= Giovanni Andrea Bussi =

Italian bishop and humanist (1417–1475)

Giovanni Andrea Bussi (1417–1475), also Giovan de' Bussi or Joannes Andreae, was an Italian Renaissance humanist and the Bishop of Aleria (from 1469). He was a major editor of classical texts and produced many incunabular editiones principes (first editions). In his hands the preface was expanded from its former role as a private letter to a patron, to become a public lecture, and at times a bully pulpit.

Bussi was a Platonist and a friend of Nicholas Cusanus and Bessarion, in whose philosophical circle he moved. From 1458 to the Cardinal's death in 1464 he had served Cusanus as a secretary at Rome, where he helped his master edit a ninth-century manuscript of the Opuscula and other works of Apuleius. From 1468 Bussi was the chief editor for the printing house of proto-typographers Arnold Pannartz and Konrad Sweynheim, after they moved it from Subiaco to Rome. He also heaped praise on Cusanus and Bessarion and used his dedicatory preface to Apuleius to laud Bessarion's Defensio Platonis. He also incorporated an edition of Alcinous translated by Pietro Balbi into his printing of Apuleius. The preface to this version elicited a correspondence with George of Trebizond and his son Andreas. Andreas attacked Bussi and Bessarion in a letter entitled Platonis Accusatio and Bussi directed a response to Andreas in the preface to his edition of Strabo. The debate lasted until 1472.

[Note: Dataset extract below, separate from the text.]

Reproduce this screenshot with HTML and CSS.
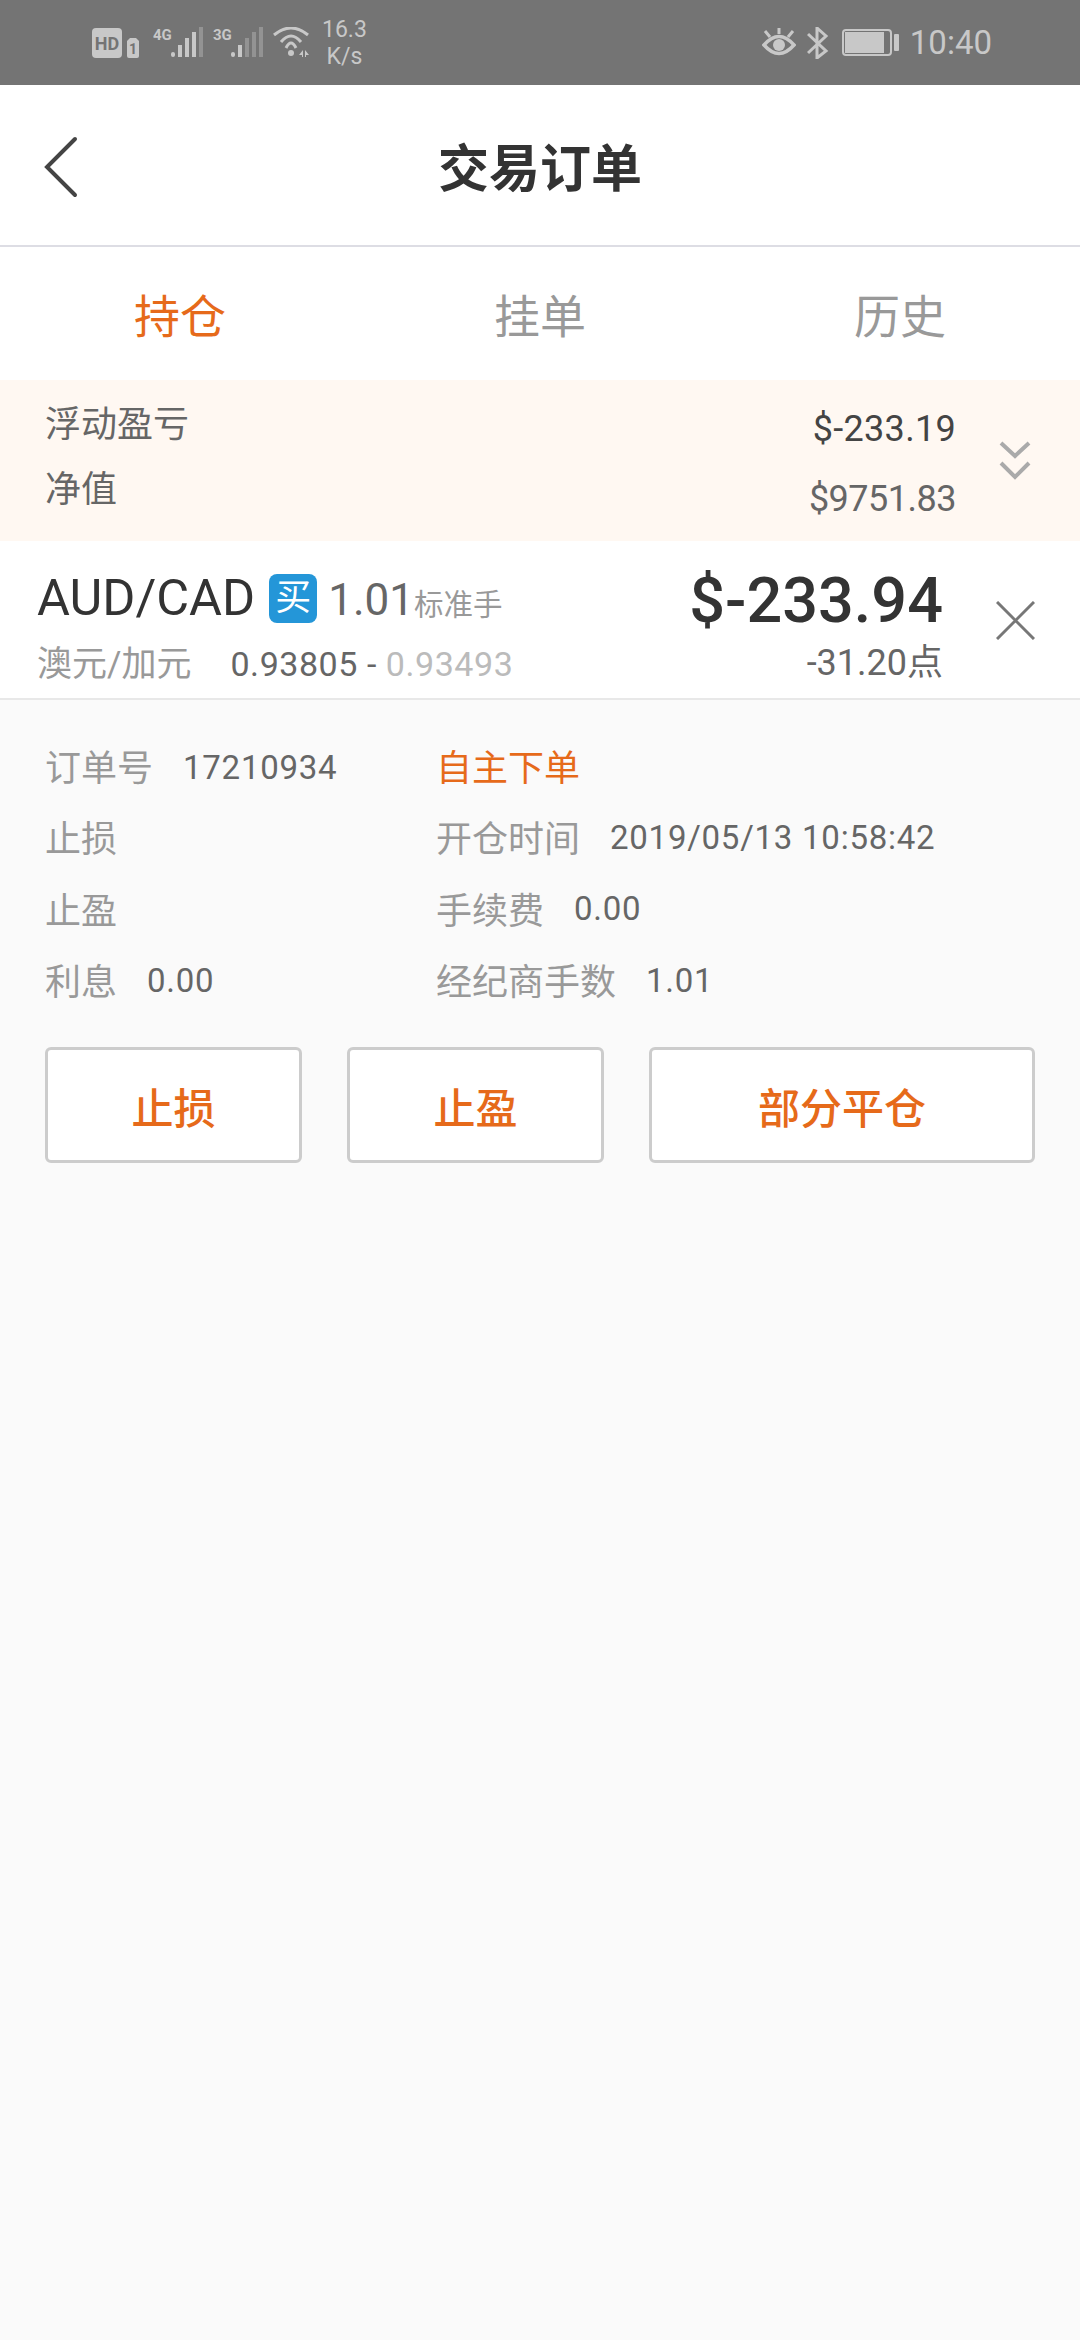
FILE: index.html
```html
<!DOCTYPE html>
<html lang="zh-CN">
<head>
    <meta charset="UTF-8">
    <meta name="viewport" content="width=device-width, initial-scale=1.0">
    <title>交易订单</title>
    <link rel="stylesheet" href="styles.css">
</head>
<body>
    <div class="status-bar">
        <div class="status-left">
            <svg class="ic-hd" width="48" height="30" viewBox="0 0 48 30">
                <rect x="0" y="0" width="30" height="30" rx="4" fill="#c8c8c8"/>
                <text x="15" y="22" text-anchor="middle" class="hd-text">HD</text>
                <path d="M38 10h6l3 3v15a2 2 0 0 1-2 2h-8a2 2 0 0 1-2-2V13z" fill="#c8c8c8"/>
                <text x="41" y="26" text-anchor="middle" class="sim-text">1</text>
            </svg>
            <svg class="ic-signal" width="50" height="32" viewBox="0 0 50 32">
                <text x="0" y="13" class="net-text">4G</text>
                <rect x="18" y="25" width="4" height="5" rx="2" fill="#c8c8c8"/>
                <rect x="25" y="18" width="4" height="12" fill="#c8c8c8"/>
                <rect x="32" y="11" width="4" height="19" fill="#c8c8c8"/>
                <rect x="39" y="5" width="4" height="25" fill="#c8c8c8"/>
                <rect x="46" y="0" width="4" height="30" fill="#939393"/>
            </svg>
            <svg class="ic-signal" width="50" height="32" viewBox="0 0 50 32">
                <text x="0" y="13" class="net-text">3G</text>
                <rect x="18" y="25" width="4" height="5" rx="2" fill="#c8c8c8"/>
                <rect x="25" y="18" width="4" height="12" fill="#c8c8c8"/>
                <rect x="32" y="11" width="4" height="19" fill="#939393"/>
                <rect x="39" y="5" width="4" height="25" fill="#939393"/>
                <rect x="46" y="0" width="4" height="30" fill="#939393"/>
            </svg>
            <svg class="ic-wifi" width="38" height="32" viewBox="0 0 38 32">
                <path d="M1 8Q18 -6 35 8" fill="none" stroke="#c8c8c8" stroke-width="3"/>
                <path d="M8 15Q18 3 28 15" fill="none" stroke="#c8c8c8" stroke-width="3"/>
                <path d="M13 21Q18 11 23 21" fill="none" stroke="#c8c8c8" stroke-width="3"/>
                <circle cx="18" cy="26" r="3" fill="#c8c8c8"/>
                <path d="M30 23v7h-1v-2h-3zM32 23v7h1v-2h3z" fill="#c8c8c8"/>
            </svg>
            <div class="net-speed"><span>16.3</span><span>K/s</span></div>
        </div>
        <div class="status-right">
            <svg width="34" height="30" viewBox="0 0 34 30">
                <path d="M2 17Q17 0 32 17Q17 34 2 17Z" fill="none" stroke="#c8c8c8" stroke-width="3.5"/>
                <circle cx="17" cy="17" r="6" fill="#c8c8c8"/>
                <path d="M17 0v6M3 3l5 6M31 3l-5 6" stroke="#c8c8c8" stroke-width="3" fill="none"/>
            </svg>
            <svg class="ic-bt" width="22" height="32" viewBox="0 0 22 32">
                <path d="M1 7L19 24L10 31V1L19 9L1 26" fill="none" stroke="#c8c8c8" stroke-width="3"/>
            </svg>
            <div class="battery"><div class="battery-body"><div class="battery-fill"></div></div><div class="battery-nub"></div></div>
            <span class="clock">10:40</span>
        </div>
    </div>

    <header class="title-bar">
        <svg class="back" width="36" height="62" viewBox="0 0 36 62">
            <path d="M32 3L4 31L32 59" fill="none" stroke="#444" stroke-width="4" stroke-linecap="round"/>
        </svg>
        <h1>交易订单</h1>
    </header>

    <nav class="tabs">
        <div class="tab active">持仓</div>
        <div class="tab">挂单</div>
        <div class="tab">历史</div>
    </nav>

    <section class="summary">
        <div class="summary-labels">
            <div>浮动盈亏</div>
            <div>净值</div>
        </div>
        <div class="summary-values">
            <div class="float-val">$-233.19</div>
            <div class="net-val">$9751.83</div>
        </div>
        <svg class="chevrons" width="32" height="40" viewBox="0 0 32 40">
            <path d="M2 2L16 15L30 2M2 22L16 36L30 22" fill="none" stroke="#aaa" stroke-width="4"/>
        </svg>
    </section>

    <section class="order">
        <div class="order-main">
            <div class="order-line">
                <span class="pair">AUD/CAD</span>
                <span class="badge">买</span>
                <span class="lots">1.01</span>
                <span class="lots-unit">标准手</span>
            </div>
            <div class="order-line second">
                <span class="pair-cn">澳元/加元</span>
                <span class="prices">0.93805 - <span class="price-now">0.93493</span></span>
            </div>
        </div>
        <div class="order-pl">
            <div class="pl-money">$-233.94</div>
            <div class="pl-points">-31.20点</div>
        </div>
        <svg class="close" width="39" height="39" viewBox="0 0 39 39">
            <path d="M1 1L38 38M38 1L1 38" fill="none" stroke="#777" stroke-width="3"/>
        </svg>
    </section>

    <section class="detail">
        <div class="detail-grid">
            <div class="item"><label>订单号</label><span class="order-no">17210934</span></div>
            <div class="item"><em>自主下单</em></div>
            <div class="item"><label>止损</label></div>
            <div class="item"><label>开仓时间</label><span>2019/05/13 10:58:42</span></div>
            <div class="item"><label>止盈</label></div>
            <div class="item"><label>手续费</label><span>0.00</span></div>
            <div class="item"><label>利息</label><span>0.00</span></div>
            <div class="item"><label>经纪商手数</label><span>1.01</span></div>
        </div>
        <div class="actions">
            <button class="btn">止损</button>
            <button class="btn">止盈</button>
            <button class="btn wide">部分平仓</button>
        </div>
    </section>
</body>
</html>
```

FILE: styles.css
```css
* {
    box-sizing: border-box;
}

html, body {
    margin: 0;
    height: 100%;
}

body {
    font-family: Roboto, "Noto Sans CJK SC", sans-serif;
    background-color: #fafafa;
    color: #333;
    display: flex;
    flex-direction: column;
}

/* status bar */
.status-bar {
    height: 85px;
    background-color: #747474;
    color: #c8c8c8;
    display: flex;
    justify-content: space-between;
    align-items: center;
    padding: 0 88px 0 92px;
}

.status-left, .status-right {
    display: flex;
    align-items: center;
}

.ic-hd {
    margin-right: 13px;
}

.hd-text {
    font: 700 18px Roboto, sans-serif;
    fill: #747474;
}

.sim-text {
    font: 700 14px Roboto, sans-serif;
    fill: #747474;
}

.net-text {
    font: 700 15px Roboto, sans-serif;
    fill: #c8c8c8;
}

.ic-signal {
    margin-right: 10px;
}

.net-speed {
    display: flex;
    flex-direction: column;
    align-items: center;
    margin-left: 11px;
    font-size: 23px;
    line-height: 27px;
}

.ic-bt {
    margin: 0 13px 0 11px;
}

.battery {
    display: flex;
    align-items: center;
}

.battery-body {
    width: 50px;
    height: 27px;
    border: 2px solid #c8c8c8;
    border-radius: 4px;
    padding: 1px;
}

.battery-fill {
    width: 39px;
    height: 100%;
    background-color: #c8c8c8;
}

.battery-nub {
    width: 5px;
    height: 17px;
    margin-left: 2px;
    background-color: #c8c8c8;
    border-radius: 1px;
}

.clock {
    margin-left: 11px;
    font-size: 33px;
}

/* title */
.title-bar {
    height: 162px;
    background-color: #fff;
    border-bottom: 2px solid #dddde4;
    display: flex;
    align-items: center;
    justify-content: center;
    position: relative;
}

.title-bar h1 {
    margin: 0;
    font-size: 51px;
    font-weight: 700;
    color: #333;
}

.back {
    position: absolute;
    left: 43px;
    top: 51px;
}

/* tabs */
.tabs {
    height: 133px;
    background-color: #fff;
    display: grid;
    grid-template-columns: repeat(3, 1fr);
}

.tab {
    display: flex;
    align-items: center;
    justify-content: center;
    padding-bottom: 2px;
    font-size: 46px;
    color: #999;
}

.tab.active {
    color: #e66a1a;
}

/* summary */
.summary {
    height: 161px;
    background-color: #fff8f2;
    display: flex;
    align-items: center;
    padding: 0 49px 0 45px;
}

.summary-labels {
    flex: 1;
    font-size: 36px;
    line-height: 65px;
    color: #666;
    margin-top: -5px;
}

.summary-values {
    font-size: 36px;
    letter-spacing: 0.3px;
    line-height: 70px;
    text-align: right;
    color: #666;
    margin: 6px 43px 0 0;
}

.float-val {
    color: #444;
}

.net-val {
    letter-spacing: -0.5px;
}

.chevrons {
    display: block;
}

/* order row */
.order {
    height: 159px;
    background-color: #fff;
    border-bottom: 2px solid #e8e8e8;
    display: flex;
    align-items: flex-start;
    padding: 27px 45px 0 37px;
}

.order-main {
    flex: 1;
}

.order-line {
    display: flex;
    align-items: baseline;
    height: 60px;
    line-height: 60px;
}

.pair {
    font-size: 50.5px;
    color: #333;
}

.badge {
    width: 48px;
    height: 49px;
    margin: 0 11px 0 14px;
    border-radius: 8px;
    background-color: #2496d8;
    color: #fff;
    font-size: 36px;
    line-height: 49px;
    text-align: center;
    align-self: center;
}

.lots {
    font-size: 44px;
    color: #666;
}

.lots-unit {
    font-size: 29.5px;
    color: #999;
}

.order-line.second {
    margin-top: 11px;
    height: 50px;
    line-height: 50px;
}

.pair-cn {
    font-size: 35px;
    color: #999;
}

.prices {
    margin-left: 39px;
    font-size: 34px;
    letter-spacing: 0.55px;
    color: #666;
}

.price-now {
    color: #bbb;
}

.order-pl {
    text-align: right;
    margin-right: 53px;
}

.pl-money {
    font-size: 63px;
    font-weight: 500;
    line-height: 66px;
    color: #333;
}

.pl-points {
    margin-top: 4px;
    font-size: 36px;
    line-height: 50px;
    color: #666;
}

.close {
    display: block;
    margin-top: 33px;
}

/* detail */
.detail {
    flex: 1;
    padding: 29px 45px 0 45px;
}

.detail-grid {
    display: grid;
    grid-template-columns: 391px 1fr;
    grid-auto-rows: 71.5px;
}

.item {
    display: flex;
    align-items: center;
    font-size: 33px;
    letter-spacing: 0.75px;
    color: #666;
}

.item span {
    margin-top: 2px;
}

.item .order-no {
    margin-top: 6px;
}

.item label {
    font-size: 36px;
    letter-spacing: 0;
    color: #999;
    margin-right: 30px;
}

.item em {
    font-style: normal;
    font-size: 36px;
    letter-spacing: 0;
    color: #e66a1a;
}

.actions {
    display: grid;
    grid-template-columns: 257px 257px 386px;
    column-gap: 45px;
    margin-top: 32px;
}

.btn {
    height: 116px;
    background-color: #fff;
    border: 3px solid #ccc;
    border-radius: 6px;
    color: #e66a1a;
    font-family: inherit;
    font-size: 42px;
    font-weight: 500;
}
```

Cusanus, in his dialogue De non aliud of 1462, calls Bussi an expert on the Parmenides of Plato. Cusanus and Bussi edited William of Moerbeke's translation of the Expositio in Parmenidem of Proclus, and the marginalia they wrote into Cusanus' codex has even been published. The two also edited by hand the Asclepius of Hermes Trismegistus. While Cusanus writes in a Gothic script, Bussi uses a cursive Humanist minuscule. While Cusanus wrote lengthy marginal notes, Bussi preferred to keep those to a minimum and emend the text directly. The philology he used in his emendations, however, has been completely dismissed by modern scholarship and his attempted clarifications have been criticised as "rash" and "unfortunate".

Bussi also produced for Sweynheym and Parnnatz editions of the Epistolae of Jerome (1468), the Natural History of Pliny the Elder (1470), the complete works of Cyprian (1471), and the works of Aulus Gellius. Though his edition of Pliny was not the first (a 1469 printing at Venice preceded it), nonetheless it was criticised by Niccolò Perotti in a letter to Francesco Guarneri, secretary of cardinal-nephew Marco Barbo. Perotti attacks Bussi's practice, then common, of adding one's own preface to an ancient text, and also the quality and accuracy of his editing.

Bussi dedicated most of his editions to Pope Paul II, whom he served as the first papal librarian, as Perotti assumed his former position as press editor for Sweynheym and Parnnatz (1473). In 1472 he requested assistance for Sweynheim and Pannartz from Pope Sixtus IV, since the printers, who typically published 275 copies in a single edition, had an enormous unsold stock.

He coined the term media tempestas to refer to the Middle Ages, denoting a difference between the civilized Graeco-Roman past and the 'middle time' that separated his modern time with that glorious past.